4. The stack traces weren’t visible since ‘parent’ traces were missing
Since the stack trace information was there in the form of a CPU profile, I created my own timeline file to determine what makes these stack traces show up.
In the process, I noticed that most of the stack trace events that do show up on the timeline Flame Chart are grouped under ‘parent’ trace events like “Function Call”, “Animation Frame Fired” or “Timer Fired”.
5. V8ScriptRunner::callFunction is the key
With the source of the problem determined, I navigated through Chromium to isolate the lines of code creating the issue. By creating the ‘all’ xcode version of Chromium by using the -ide=xcode tag with gn gen and then attaching the running processes, I was then able to set breakpoints and step through code.

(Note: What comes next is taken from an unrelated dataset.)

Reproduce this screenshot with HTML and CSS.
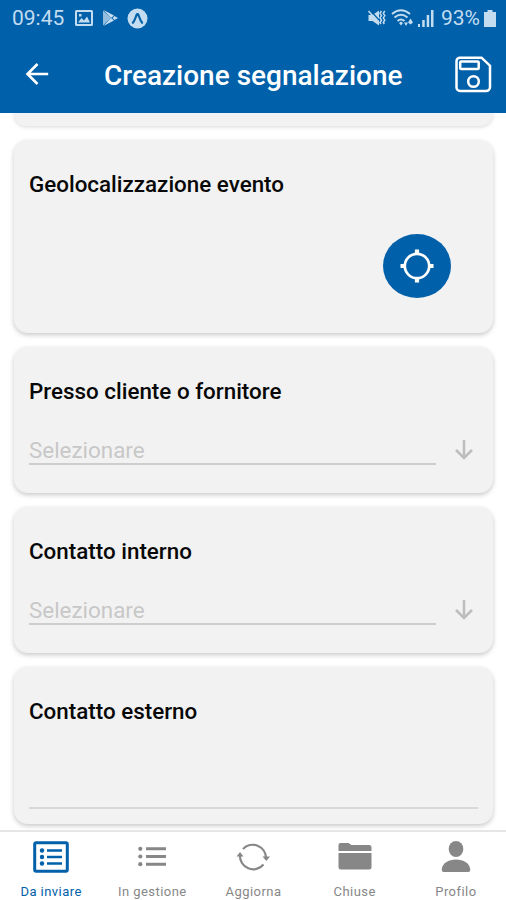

Unlike the callback of request animation frame or set timeout, the Crypto callbacks weren’t getting routed through V8ScriptRunner::callFunction and so no ‘parent’ traces were being created.
A Taste of Gold
After embarking on this investigation, I created a patch for current timeline files.
Currently, Crypto traces exist in the timeline Json files as tasks processed from the work queue.
A Thirst for More Gold
Treasure hunting isn’t an individual hobby. Salesforce’s Sales Cloud Performance Engineering team is filled with treasure hunters. I wouldn’t have gotten to this point without the help and advice of my team members who supported me through both my successful ‘aha’ moments, and my facepalm moments.
Even as I was crafting this blog post, we discovered a timeline that showed a large chunk of grey even after the file was patched for Crypto. Another API, based on promises, was also missing these ‘parent’ traces.
You see, performance engineering is the ultimate treasure hunt. It doesn’t end when you get your first taste of gold. The investigations are ongoing. This new discovery just gives me a new clue and another excuse to get back to the treasure hunt.